The complicated and changing nature of the score made it a big project. Oh No estimates he made around 130 different tracks overall. “At least ten of them got fully fleshed out,” he says. “Within those ten beats there’s another ten beats. So you play them and there’s multiple drum tracks. It was literally a year’s worth of work. From 6 am to 3 am non-stop.”
It wasn’t just Oh No’s hip-hop knowledge that was channeled through the score. As with any musical project for Rockstar, there’s influences from different decades and genres in the overall sound.
“For certain missions I would listen to old soundtracks,” he says. “48 Hours, A Clockwork Orange, crazy movies with ill scoring. It had me listening to all kinds of stuff from the 70s and 80s.
“But once we had a bunch of dark beats we’d realise we also needed something funky. So I’d try to channel some Fred Wesly with a little Van Halen and some Parliament. And that’s how I would make the beat – go into the mindstate with those in my head.”

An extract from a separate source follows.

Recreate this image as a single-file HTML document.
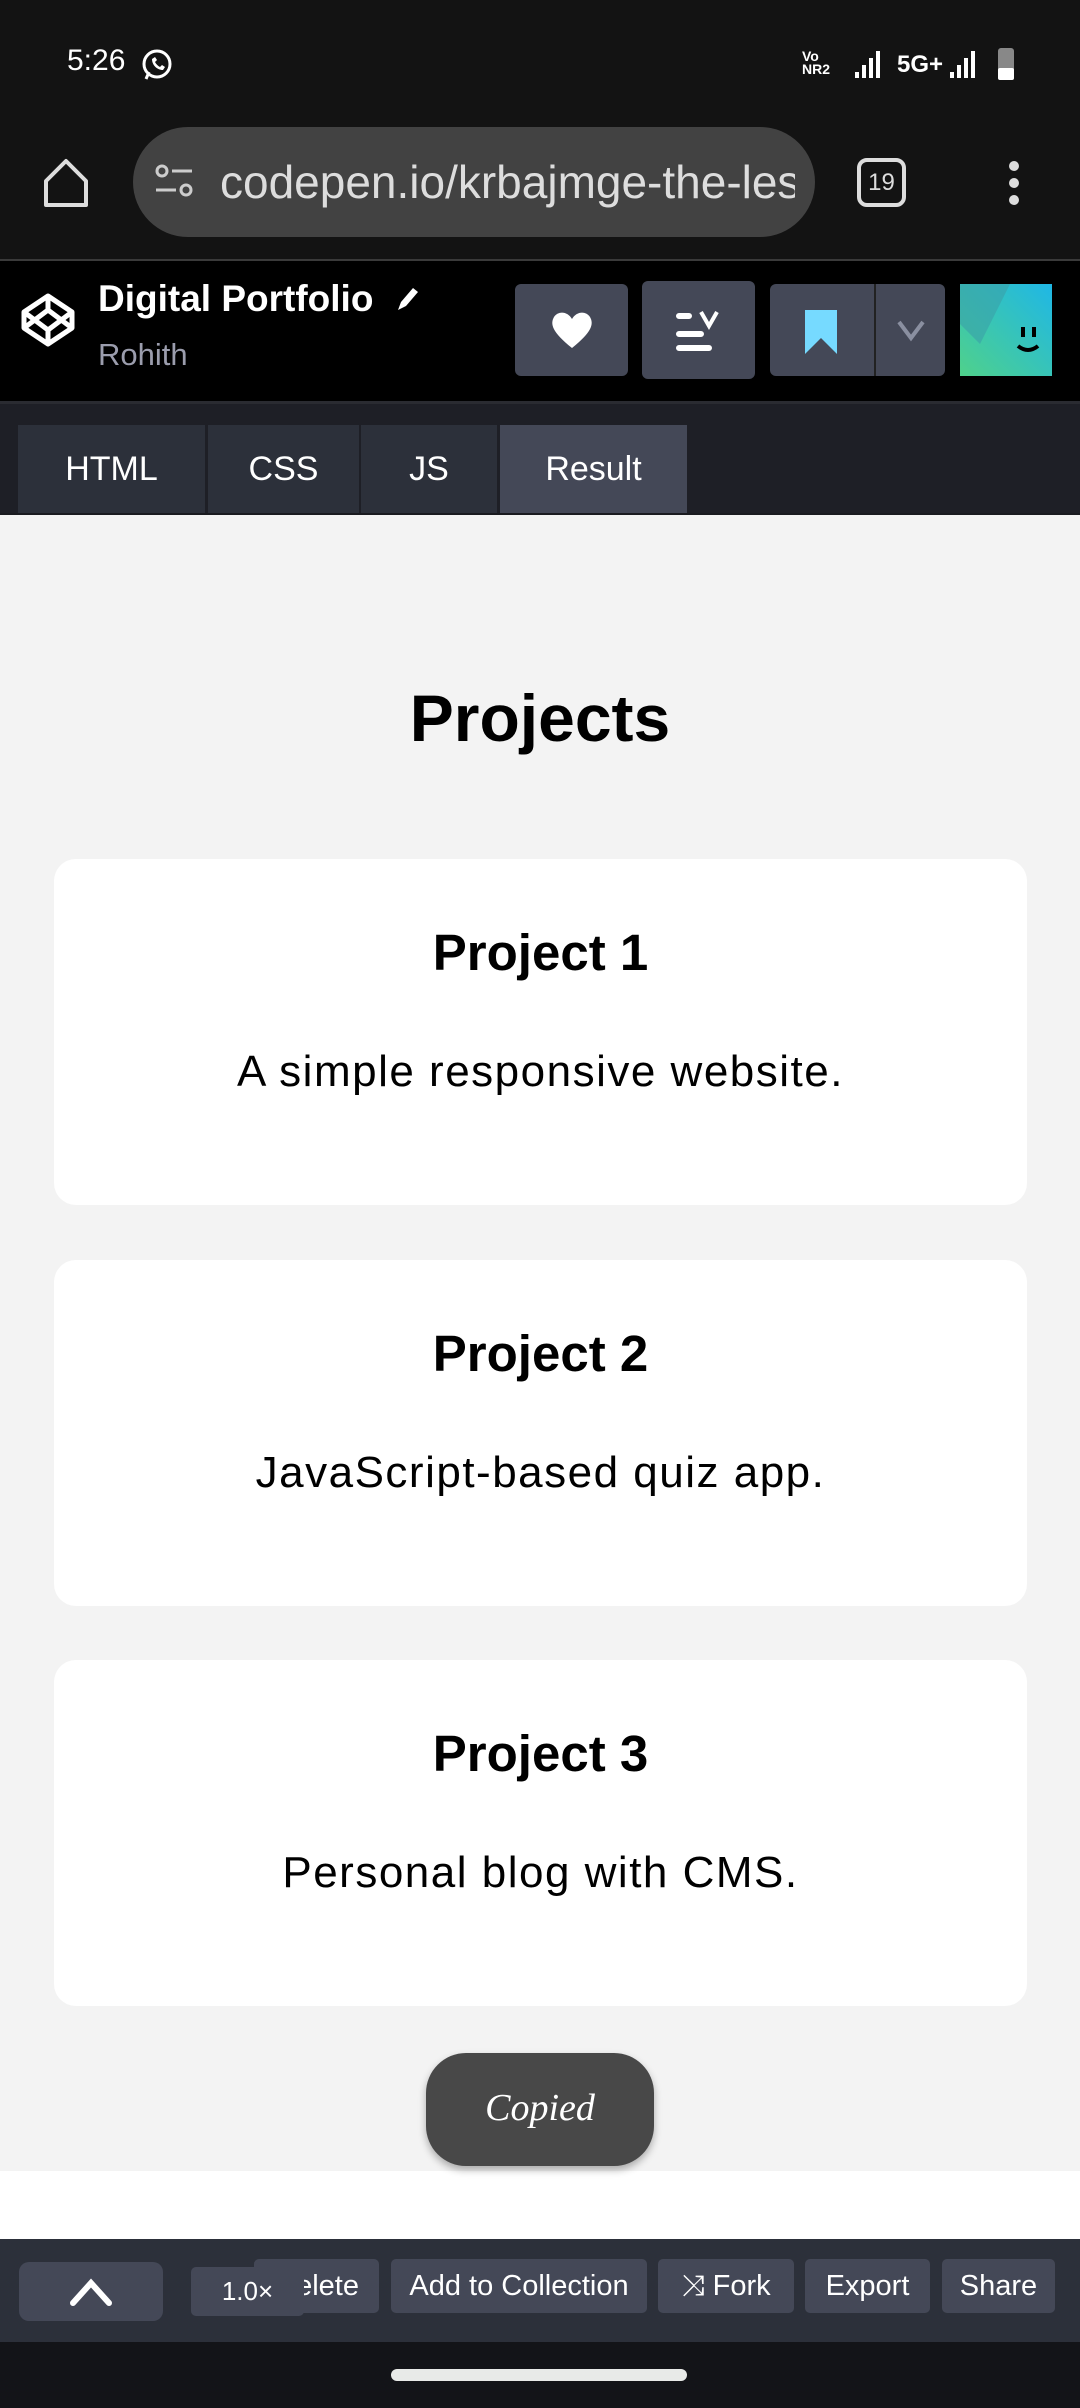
<!DOCTYPE html>
<html><head><meta charset="utf-8"><style>
*{margin:0;padding:0;box-sizing:border-box}
body{width:1080px;height:2408px;position:relative;overflow:hidden;background:#f3f3f3;font-family:"Liberation Sans",sans-serif}
.abs{position:absolute}
.status{left:0;top:0;width:1080px;height:259px;background:#131313}
.hdr{left:0;top:261px;width:1080px;height:140px;background:#000}
.tabsbar{left:0;top:401px;width:1080px;height:112px;background:#1e1f26;border-top:3px solid #2a2b31}
.tab{top:425px;height:88px;background:#2c303a;color:#fff;font-size:34px;display:flex;align-items:center;justify-content:center}
.btn{background:#444857;border-radius:6px}
.card{left:54px;width:973px;height:346px;background:#fff;border-radius:22px;text-align:center}
.card h2{position:absolute;left:0;right:0;top:64px;font-size:51px;font-weight:bold;color:#000}
.card p{position:absolute;left:0;right:0;top:188px;font-size:44px;color:#000;letter-spacing:1.5px}
.bb{top:2259px;height:54px;background:#444857;border-radius:5px;color:#fff;font-size:29px;display:flex;align-items:center;justify-content:center}
</style></head><body>
<div class="abs status"></div>
<div class="abs" style="left:0;top:259px;width:1080px;height:2px;background:#3a3a3a"></div>
<div class="abs" style="left:67px;top:44px;color:#fff;font-size:30px">5:26</div>
<svg class="abs" style="left:140px;top:48px" width="34" height="34" viewBox="0 0 34 34"><circle cx="17" cy="16" r="13" fill="none" stroke="#fff" stroke-width="3"/><path d="M6 31l3-7" stroke="#fff" stroke-width="3"/><path d="M12 11c0 6 5 11 11 11l2-3-3-2-2 2c-2-1-4-3-5-5l2-2-2-3z" fill="#fff"/></svg>
<div class="abs" style="left:802px;top:50px;color:#fff;font-size:14px;font-weight:bold;line-height:13px">Vo<br>NR2</div>
<svg class="abs" style="left:855px;top:46px" width="160" height="36"><rect x="0" y="26" width="4" height="6" fill="#fff"/><rect x="7" y="19" width="4" height="13" fill="#fff"/><rect x="14" y="12" width="4" height="20" fill="#fff"/><rect x="21" y="5" width="4" height="27" fill="#fff"/><text x="42" y="26" fill="#fff" font-size="24" font-family="Liberation Sans" font-weight="bold">5G+</text><rect x="95" y="26" width="4" height="6" fill="#fff"/><rect x="102" y="19" width="4" height="13" fill="#fff"/><rect x="109" y="12" width="4" height="20" fill="#fff"/><rect x="116" y="5" width="4" height="27" fill="#fff"/><rect x="143" y="2" width="16" height="32" rx="3" fill="#888"/><rect x="143" y="22" width="16" height="12" rx="2" fill="#fff"/></svg>
<svg class="abs" style="left:38px;top:155px" width="56" height="56" viewBox="0 0 56 56"><path d="M8 26L28 6l20 20v24H8z" fill="none" stroke="#ddd" stroke-width="4" stroke-linejoin="round"/></svg>
<div class="abs" style="left:133px;top:127px;width:682px;height:110px;background:#424242;border-radius:55px"></div>
<svg class="abs" style="left:152px;top:162px" width="46" height="40"><circle cx="10" cy="9" r="5" fill="none" stroke="#ccc" stroke-width="3"/><path d="M20 9h20M4 28h20" stroke="#ccc" stroke-width="3"/><circle cx="34" cy="28" r="5" fill="none" stroke="#ccc" stroke-width="3"/></svg>
<div class="abs" style="left:220px;top:155px;width:575px;overflow:hidden;white-space:nowrap;color:#ddd;font-size:46px">codepen.io/krbajmge-the-less</div>
<div class="abs" style="left:857px;top:158px;width:49px;height:49px;border:4px solid #ddd;border-radius:10px;color:#ddd;font-size:24px;text-align:center;line-height:42px">19</div>
<svg class="abs" style="left:1000px;top:158px" width="28" height="50"><circle cx="14" cy="8" r="5" fill="#ddd"/><circle cx="14" cy="25" r="5" fill="#ddd"/><circle cx="14" cy="42" r="5" fill="#ddd"/></svg>
<div class="abs hdr"></div>
<svg class="abs" style="left:20px;top:292px" width="56" height="56" viewBox="0 0 56 56" fill="none" stroke="#fff" stroke-width="5" stroke-linejoin="round"><path d="M28 4L52 20v16L28 52 4 36V20z"/><path d="M28 4v14M28 38v14M4 20l24 18 24-18M4 36l24-18 24 18"/></svg>
<div class="abs" style="left:98px;top:278px;color:#fff;font-size:37px;font-weight:bold">Digital Portfolio</div>
<svg class="abs" style="left:392px;top:284px" width="30" height="30"><path d="M6 26l3-8 12-14 5 4-12 14z" fill="#fff"/></svg>
<div class="abs" style="left:98px;top:337px;color:#9b9dad;font-size:31px">Rohith</div>
<div class="abs btn" style="left:515px;top:284px;width:113px;height:92px"></div>
<svg class="abs" style="left:550px;top:310px" width="44" height="40" viewBox="0 0 44 40"><path d="M22 38C2 22 0 14 4 7c5-7 14-5 18 2 4-7 13-9 18-2 4 7 2 15-18 31z" fill="#fff"/></svg>
<div class="abs btn" style="left:642px;top:281px;width:113px;height:98px"></div>
<svg class="abs" style="left:675px;top:308px" width="50" height="46"><path d="M4 8h10M4 26h22M4 40h30" stroke="#fff" stroke-width="6" stroke-linecap="round"/><path d="M26 4l8 14 8-14" stroke="#fff" stroke-width="4" fill="none"/></svg>
<div class="abs btn" style="left:770px;top:284px;width:175px;height:92px"></div>
<div class="abs" style="left:874px;top:284px;width:2px;height:92px;background:#222"></div>
<svg class="abs" style="left:803px;top:308px" width="36" height="46"><path d="M2 2h32v44L18 30 2 46z" fill="#76daff"/></svg>
<svg class="abs" style="left:896px;top:318px" width="30" height="24"><path d="M3 4l12 16 12-16" stroke="#8a8fa0" stroke-width="4" fill="none"/></svg>
<svg class="abs" style="left:960px;top:284px" width="92" height="92" viewBox="0 0 92 92"><defs><linearGradient id="g" x1="0" y1="1" x2="1" y2="0"><stop offset="0" stop-color="#4fd18b"/><stop offset="1" stop-color="#1fb7e6"/></linearGradient></defs><rect width="92" height="92" fill="url(#g)"/><path d="M0 0h50L20 60 0 40z" fill="#3aa0a8" opacity=".6"/><rect x="61" y="43" width="4" height="10" fill="#000"/><rect x="72" y="43" width="4" height="10" fill="#000"/><path d="M58 62q10 8 20 0" stroke="#000" stroke-width="4" fill="none"/></svg>
<div class="abs tabsbar"></div>
<div class="abs tab" style="left:18px;width:187px">HTML</div>
<div class="abs tab" style="left:208px;width:151px">CSS</div>
<div class="abs tab" style="left:361px;width:136px">JS</div>
<div class="abs tab" style="left:500px;width:187px;background:#444857">Result</div>
<div class="abs" style="left:0;top:513px;width:1080px;height:2px;background:#1a1b20"></div>
<div class="abs" style="left:0;top:680px;width:1080px;text-align:center;font-size:66px;font-weight:bold;color:#000">Projects</div>
<div class="abs card" style="top:859px"><h2>Project 1</h2><p>A simple responsive website.</p></div>
<div class="abs card" style="top:1260px"><h2>Project 2</h2><p>JavaScript-based quiz app.</p></div>
<div class="abs card" style="top:1660px"><h2>Project 3</h2><p>Personal blog with CMS.</p></div>
<div class="abs" style="left:0;top:2171px;width:1080px;height:68px;background:#fff"></div>
<div class="abs" style="left:426px;top:2053px;width:228px;height:113px;background:#484848;border-radius:40px;box-shadow:0 4px 8px rgba(0,0,0,.3);color:#fff;font-size:38px;font-family:'Liberation Serif',serif;font-style:italic;text-align:center;line-height:110px">Copied</div>
<div class="abs" style="left:0;top:2239px;width:1080px;height:103px;background:#2c303a"></div>
<div class="abs bb" style="left:19px;top:2262px;width:144px;height:59px;border-radius:10px"><svg width="44" height="30"><path d="M4 26L22 6l18 20" stroke="#fff" stroke-width="6" fill="none" stroke-linecap="round"/></svg></div>
<div class="abs bb" style="left:254px;width:125px;justify-content:flex-end;padding-right:20px">elete</div>
<div class="abs bb" style="left:191px;top:2267px;width:113px;height:49px;font-size:26px">1.0×</div>
<div class="abs bb" style="left:391px;width:256px">Add to Collection</div>
<div class="abs bb" style="left:658px;width:136px">⤨ Fork</div>
<div class="abs bb" style="left:805px;width:125px">Export</div>
<div class="abs bb" style="left:942px;width:113px">Share</div>
<div class="abs" style="left:0;top:2342px;width:1080px;height:66px;background:#131418"></div>
<div class="abs" style="left:391px;top:2369px;width:296px;height:12px;background:#e8eae8;border-radius:6px"></div>
</body></html>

Since scoring the game, Oh No and Alchemist have put together a brand new radio station for the PC release, called The Lab.
“The radio stations are definitely a massive plus,” he says. “It’s one of my favourite things about GTA.
“When you’re driving you want to be comfortable and listen to the kind of music you want to hear. They have so many different genres of music as well as talk radio. You can drive through a whole city and just trip off it. It sets the tone as much as the story.”
Rockstar’s love of music has always been evident in the radio stations it creates. It has iconic performers hosting the shows – from Public Enemy’s Chuck D to Circle Jerks’ Keith Morris – and not only includes genre-defining tracks but also the original music that inspired them. It’s a history lesson as much as a mirror to current tastes.
“Their whole team is so diverse and they know music,” says Oh No. “They know what’s current, they know what’s classic, they know what’s popular.
“They know it like they know their games.”
The Alchemist and Oh No present: Welcome to Los Santos is available on CD, vinyl and digital formats from April 21.